Well, to begin with, who says this query is slow?
mysql> SELECT COUNT(*), page_namespace FROM page JOIN revision ON page_id = rev_page WHERE rev_user = 158371 GROUP BY page_namespace ORDER BY page_namespace; +----------+----------------+ | COUNT(*) | page_namespace | +----------+----------------+ | 2893 | 0 | | 478 | 1 | | 578 | 2 | | 628 | 3 | | 1925 | 4 | | 699 | 5 | | 42 | 6 | | 14 | 7 | | 85 | 9 | | 275 | 10 | | 116 | 11 | | 1 | 12 | | 104 | 14 | | 17 | 15 | | 5 | 100 | +----------+----------------+ 15 rows in set (0.17 sec)
That's certainly fast enough for an occasional statistics-gathering query.
I don't see why you think it's not optimizing the join correctly. The execution procedure is to scan through the appropriate range in the user_timestamp index on the revision table, and join each retrieved row to the primary key of the page table, maintaining in-memory counts (in a temporary table) of how many edits there are for each namespace.
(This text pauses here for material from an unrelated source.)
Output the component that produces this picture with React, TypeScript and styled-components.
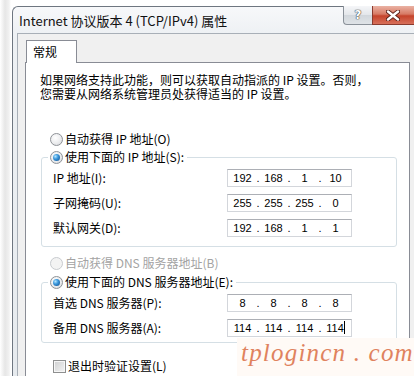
import React from 'react';
import styled, { createGlobalStyle } from 'styled-components';

const GlobalStyle = createGlobalStyle`
  html, body { margin: 0; padding: 0; background: #fff; }
  body { overflow: hidden; }
  #root { width: 414px; height: 376px; }
`;

const CJK = `"Noto Sans CJK SC", "Noto Sans", sans-serif`;

const Screen = styled.div`
  position: relative;
  width: 414px;
  height: 376px;
  overflow: hidden;
  box-sizing: border-box;
  padding: 6px 0 0 12px;
  background: linear-gradient(to right, #fff 0, #e6e6e6 5px, #f1f1f1 9px, #fff 11px);
  font-family: ${CJK};
  color: #000;
`;

const Window = styled.div`
  width: 412px;
  height: 400px;
  box-sizing: border-box;
  border: 1px solid #6e7680;
  border-right: none;
  border-bottom: none;
  border-top-left-radius: 6px;
  background: linear-gradient(#f7f8fa, #eef1f4 26px, #e6eaee);
  display: flex;
  flex-direction: column;
`;

const TitleBar = styled.div`
  height: 26px;
  display: flex;
  align-items: flex-start;
  flex: none;
`;

const Title = styled.div`
  padding: 5px 0 0 6px;
  font-size: 13px;
  line-height: 17px;
  color: #111;
`;

const CaptionButtons = styled.div`
  margin-left: auto;
  margin-top: -1px;
  display: flex;
`;

const HelpButton = styled.div`
  width: 29px;
  height: 19px;
  box-sizing: border-box;
  border: 1px solid #8a9199;
  border-top: none;
  border-right: none;
  border-bottom-left-radius: 4px;
  background: linear-gradient(#f5f6f8, #e3e6ea 50%, #d2d7dc 52%, #dfe3e7);
  display: flex;
  align-items: center;
  justify-content: center;
  font-family: "DejaVu Sans", sans-serif;
  font-weight: bold;
  font-size: 12px;
  color: #fff;
  text-shadow: 0 0 1px #444, 0 0 1px #444, 0 0 1px #444;
`;

const CloseButton = styled.div`
  width: 52px;
  height: 19px;
  box-sizing: border-box;
  border: 1px solid #8a3b2e;
  border-top: none;
  background: linear-gradient(#eab2a4, #d77a64 45%, #c5432b 55%, #d7705a);
  display: flex;
  align-items: center;
  padding-left: 13px;
`;

const Client = styled.div`
  flex: 1;
  margin-left: 4px;
  border-left: 1px solid #a8afb7;
  border-top: 1px solid #a8afb7;
  background: #f0f0f0;
  box-sizing: border-box;
  padding: 6px 0 0 7px;
  display: flex;
  flex-direction: column;
`;

const TabStrip = styled.div`
  display: flex;
  padding-left: 1px;
`;

const Tab = styled.div`
  position: relative;
  z-index: 1;
  width: 51px;
  height: 23px;
  box-sizing: border-box;
  border: 1px solid #898c95;
  border-bottom: none;
  background: #fff;
  margin-bottom: -1px;
  padding-left: 6px;
  font-size: 12px;
  line-height: 21px;
`;

const Panel = styled.div`
  width: 385px;
  flex: 1;
  box-sizing: border-box;
  border: 1px solid #898c95;
  background: #fff;
  padding: 10px 0 0 15px;
  display: flex;
  flex-direction: column;
  align-items: flex-start;
`;

const Intro = styled.p`
  margin: 0 0 0 -1px;
  font-size: 12px;
  line-height: 14px;
`;

const OptionRow = styled.div<{ $top?: number; $indent?: number }>`
  display: flex;
  align-items: center;
  height: 16px;
  margin-top: ${p => p.$top ?? 0}px;
  padding-left: ${p => p.$indent ?? 9}px;
  gap: 2px;
`;

const OptionText = styled.span<{ $disabled?: boolean }>`
  font-size: 12px;
  line-height: 16px;
  color: ${p => (p.$disabled ? '#a3a3a3' : '#000')};
  white-space: pre;
`;

const RadioCircle = styled.span<{ $checked?: boolean; $disabled?: boolean }>`
  flex: none;
  width: 13px;
  height: 13px;
  box-sizing: border-box;
  border-radius: 50%;
  border: 1px solid ${p => (p.$disabled ? '#c8cbcf' : '#8e9297')};
  background: ${p =>
    p.$disabled
      ? '#f3f3f3'
      : 'radial-gradient(circle at 40% 35%, #ffffff 0, #ebecee 55%, #d3d5d8 100%)'};
  display: flex;
  align-items: center;
  justify-content: center;
  &::after {
    content: '';
    display: ${p => (p.$checked ? 'block' : 'none')};
    width: 7px;
    height: 7px;
    border-radius: 50%;
    background: radial-gradient(circle at 35% 35%, #b4e6ff 0, #3a97dc 40%, #0d4886 100%);
  }
`;

const CheckBox = styled.span`
  flex: none;
  width: 13px;
  height: 13px;
  box-sizing: border-box;
  border: 1px solid #8e8f8f;
  background: linear-gradient(135deg, #cfd0d1, #f3f3f3);
  box-shadow: inset 0 0 0 1px #f6f6f6;
`;

const Group = styled.div<{ $top: number; $bottom: number }>`
  margin-top: ${p => p.$top}px;
  width: 356px;
  box-sizing: border-box;
  border: 1px solid #d5dfe5;
  border-radius: 3px;
  padding: 0 0 ${p => p.$bottom}px 11px;
  display: flex;
  flex-direction: column;
`;

const Legend = styled.div`
  align-self: flex-start;
  display: flex;
  align-items: center;
  height: 16px;
  gap: 2px;
  margin: -9px 0 0 -5px;
  padding: 0 3px 0 2px;
  background: #fff;
`;

const FieldRow = styled.div`
  display: flex;
  align-items: center;
  height: 25px;
`;

const FieldLabel = styled.span`
  width: 174px;
  font-size: 12px;
  white-space: pre;
`;

const IpBox = styled.div`
  width: 125px;
  height: 18px;
  box-sizing: border-box;
  border: 1px solid #d3d6db;
  border-top-color: #acafb5;
  padding: 0 2px;
  display: flex;
  align-items: center;
  font-family: "Liberation Sans", Arial, sans-serif;
  font-size: 11px;
`;

const IpPart = styled.span`
  width: 25px;
  text-align: center;
  display: flex;
  justify-content: center;
  align-items: center;
`;

const IpDot = styled.span`
  width: 6px;
  text-align: center;
`;

const Caret = styled.span`
  display: inline-block;
  width: 1px;
  height: 13px;
  background: #000;
`;

const Watermark = styled.div`
  position: absolute;
  left: 237px;
  top: 338px;
  width: 177px;
  height: 38px;
  background: #fffaf6;
  font-family: "Liberation Serif", "DejaVu Serif", serif;
  font-style: italic;
  font-size: 25px;
  line-height: 30px;
  letter-spacing: 1.2px;
  color: #e0825e;
  padding-left: 4px;
  box-sizing: border-box;
  white-space: pre;
`;

const CloseGlyph = () => (
  <svg width="14" height="11" viewBox="0 0 14 11">
    <path d="M2 1.5 L12 9.5 M12 1.5 L2 9.5" stroke="#5a2018" strokeWidth="4.2" strokeLinecap="round" />
    <path d="M2 1.5 L12 9.5 M12 1.5 L2 9.5" stroke="#ffffff" strokeWidth="2.4" strokeLinecap="round" />
  </svg>
);

const IpField = ({ parts, caret }: { parts: string[]; caret?: boolean }) => (
  <IpBox>
    {parts.map((p, i) => (
      <React.Fragment key={i}>
        {i > 0 && <IpDot>.</IpDot>}
        <IpPart>
          {p}
          {caret && i === parts.length - 1 && <Caret />}
        </IpPart>
      </React.Fragment>
    ))}
  </IpBox>
);

export default function App() {
  return (
    <>
      <GlobalStyle />
      <Screen>
        <Window>
          <TitleBar>
            <Title>Internet 协议版本 4 (TCP/IPv4) 属性</Title>
            <CaptionButtons>
              <HelpButton>?</HelpButton>
              <CloseButton>
                <CloseGlyph />
              </CloseButton>
            </CaptionButtons>
          </TitleBar>
          <Client>
            <TabStrip>
              <Tab>常规</Tab>
            </TabStrip>
            <Panel>
              <Intro>
                如果网络支持此功能，则可以获取自动指派的 IP 设置。否则，
                <br />
                您需要从网络系统管理员处获得适当的 IP 设置。
              </Intro>

              <OptionRow $top={30}>
                <RadioCircle />
                <OptionText>自动获得 IP 地址(O)</OptionText>
              </OptionRow>
              <Group $top={10} $bottom={6}>
                <Legend>
                  <RadioCircle $checked />
                  <OptionText>使用下面的 IP 地址(S):</OptionText>
                </Legend>
                <FieldRow>
                  <FieldLabel>IP 地址(I):</FieldLabel>
                  <IpField parts={['192', '168', '1', '10']} />
                </FieldRow>
                <FieldRow>
                  <FieldLabel>子网掩码(U):</FieldLabel>
                  <IpField parts={['255', '255', '255', '0']} />
                </FieldRow>
                <FieldRow>
                  <FieldLabel>默认网关(D):</FieldLabel>
                  <IpField parts={['192', '168', '1', '1']} />
                </FieldRow>
              </Group>

              <OptionRow $top={8}>
                <RadioCircle $disabled />
                <OptionText $disabled>自动获得 DNS 服务器地址(B)</OptionText>
              </OptionRow>
              <Group $top={11} $bottom={2}>
                <Legend>
                  <RadioCircle $checked />
                  <OptionText>使用下面的 DNS 服务器地址(E):</OptionText>
                </Legend>
                <FieldRow>
                  <FieldLabel>首选 DNS 服务器(P):</FieldLabel>
                  <IpField parts={['8', '8', '8', '8']} />
                </FieldRow>
                <FieldRow>
                  <FieldLabel>备用 DNS 服务器(A):</FieldLabel>
                  <IpField parts={['114', '114', '114', '114']} caret />
                </FieldRow>
              </Group>

              <OptionRow $top={15} $indent={12}>
                <CheckBox />
                <OptionText>退出时验证设置(L)</OptionText>
              </OptionRow>
            </Panel>
          </Client>
        </Window>
        <Watermark>tplogincn . com</Watermark>
      </Screen>
    </>
  );
}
I don't see what a superior execution strategy would be here.
What relevance could an index on page_namespace have? Are you suggesting that the query should try selecting from the page table first, and joining to the revision table?
For example, try this alternate version:
SELECT COUNT(*), p.page_namespace FROM page p JOIN (SELECT DISTINCT rev_page FROM revision WHERE rev_user = XXXXX) r ON (r.rev_page = p.page_id) GROUP BY p.page_namespace ORDER BY p.page_namespace
It seems to be almost identical in speed, testing on enwiki_p with user id 1385729 (BetacommandBot, 700k edits). It's doing exactly the same thing, as far as I can tell, except that it's storing the result of the revision query in a temporary table first -- which could cause trouble if the table gets too large. Both take about 2.5-3 s on a hot cache.